Exil

Eine Menge Holz fährt dieser Abend von Luk Perceval auf und das in mehrfacher Hinsicht. Zunächst ganz wörtlich durch die Berge an Stühlen, die Annette Kurz im Berliner Ensemble errichten ließ. Im ersten Teil des Abends türmen sie sich zu einem Eiffelturm-Imitat, das nach der Pause ebenso wie die Träume der Exilant*innen zusammenstürzt, so dass nur noch ein paar Hocker in der Wartesaal-Tristesse übrigbleiben, die Oliver Kraushaar in seinem Schlussmonolog beschwört.

Eine Menge Holz sind aber auch die gewaltigen Textmassen, die hier auf das Publikum niederprasseln. Durch das Gewimmel von zwölf Spieler*innen, die in einigen Fällen auch noch Doppel- und Dreifach-Rollen besetzen, und ebenso vielen Statist*innen, die sich in Ted Stoffers Choreographie mal lethargisch wie in Zeitlupe, mal traumatisiert zuckend bewegen, hätten der belgische Regisseur und seine Dramaturgin Sibylle Baschung noch deutlichere Schneisen schlagen müssen. So bleibt der Eindruck von Unmengen an Monologen, die abgespult werden. Oft handelt es sich dabei um innere Monologe der Figuren aus Lion Feuchtwangers Roman, die die Spieler*innen aufsagen müssen, so dass der Abend stellenweise eher wie eine szenische Lesung wirkt. Dies wird im nächsten Moment durch oft unmotiviertes Schreien und Brüllen zu kompensieren versucht, was die Sache aber nicht besser macht.
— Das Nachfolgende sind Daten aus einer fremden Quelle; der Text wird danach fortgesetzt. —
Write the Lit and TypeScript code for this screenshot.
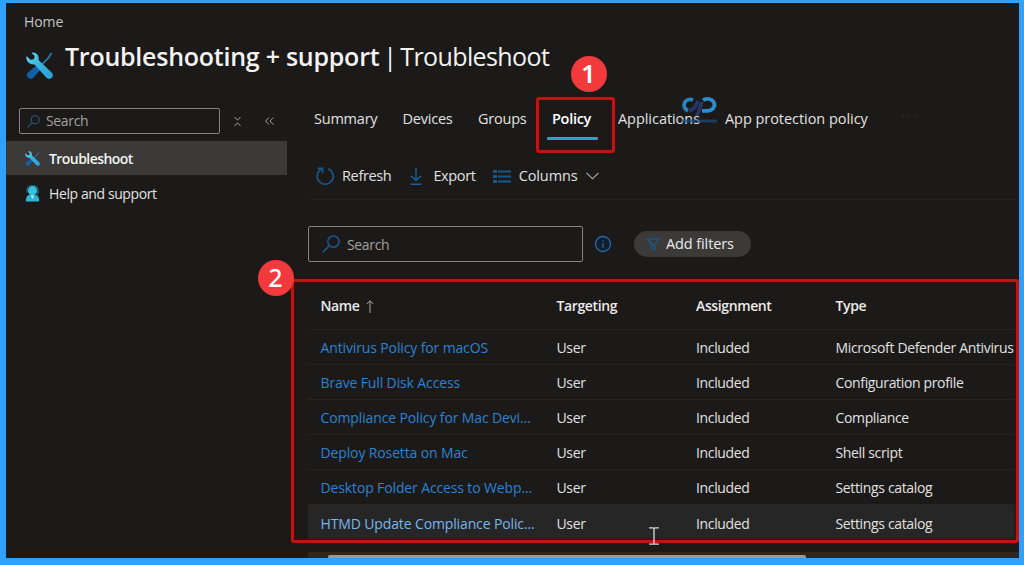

Dementsprechend hölzern wirken die mehr als drei Stunden, die am Ende jedoch nicht ganz so lange ausfielen wie im Programmheft mit 3 Stunden 20 Minuten angekündigt. Dem Ensemble bleibt in diesem überfrachteten Wimmelbild kaum eine Chance, ihre Figuren klarer zu konturieren. So enden Peter Moltzens Nazi-Auftritte als Knallchargen, etwas subtiler gerät das Fiese an Erich Wieseners Charakter bei Marc-Oliver Schulze.

Während Constanze Becker als Geliebte Lea de Chassefiere weitgehend beschäftigungslos bleibt, ernten zwei Spieler*innen den stärksten Applaus: Pauline Knof, Enkelin von Inge Keller und Tochter von Barbara Schnitzler, zwei über Jahrzehnte prägenden Spielerinnen des benachbarten DT Berlin, spielt Anna Trautwein als Frau, die zunächst sehr geerdet ist und ihren Künstlergatten Sepp auf dem Boden der Tatsachen hält, bevor sie sich in der zweiten Hälfte in einem theatralischen Tränenausbruch das Leben nimmt. Ihren Mann Sepp Trautwein verkörpert Oliver Kraushaar, der sich mit seinem raumgreifenden bayerischen Bass ins Zentrum der Aufführung spielt.

Wesentliche Konflikte aus Feuchtwangers Panorama der Literaten und Intellektuellen in der Pariser Exil-Szene der 1930er Jahre kommen in der „Exil“-Theaterfassung am Berliner Ensemble zu kurz: z.B. der Konflikt zwischen Vater Sepp und Sohn Hans Trautwein (Jonathan Kempf), ob ein Leben, das sich ganz dem Komponieren verschreibt, in Zeiten der NS-Gewaltherrschaft legitim ist, oder ob man politischen Widerstand leisten muss, wie es Hans propagiert. In dieser Figuren-Konstellation spiegelte Feuchtwanger auch sein eigenes Ringen, er war hin- und hergerissen zwischen kurzzeitiger Begeisterung für Stalins Sowjetunion, die auch Hans bejubelt, und einem nüchtern-distanzierten Beschreiben des Zeitgeschehens als Romanautor. Im Programmheft gibt die Slawistin und Germanistin Anne Hartmann einen Einblick in diese komplexe Thematik, die im schwer zugänglichen Unterholz des überlangen Theater-Abends zu wenig beleuchtet wird.

Im Premieren-Publikum gab es zwar einigen Jubel für den belgischen Star-Regisseur Perceval, der mit dem legendären Shakespeare-Marathon „Schlachten“ im Jahr 2000 bei den Salzburger Festspielen seinen Durchbruch in der deutschsprachigen Theaterlandschaft feierte, insgesamt vier Mal zum Theatertreffen eingeladen wurde und als Hausregisseur die Schaubühne in Berlin und das Thalia Theater Hamburg prägte. Die coronabedingt um zwei Spielzeiten verschobene Eröffnungs-Inszenierung wirkte jedoch zu hölzern und streckenweise altbacken.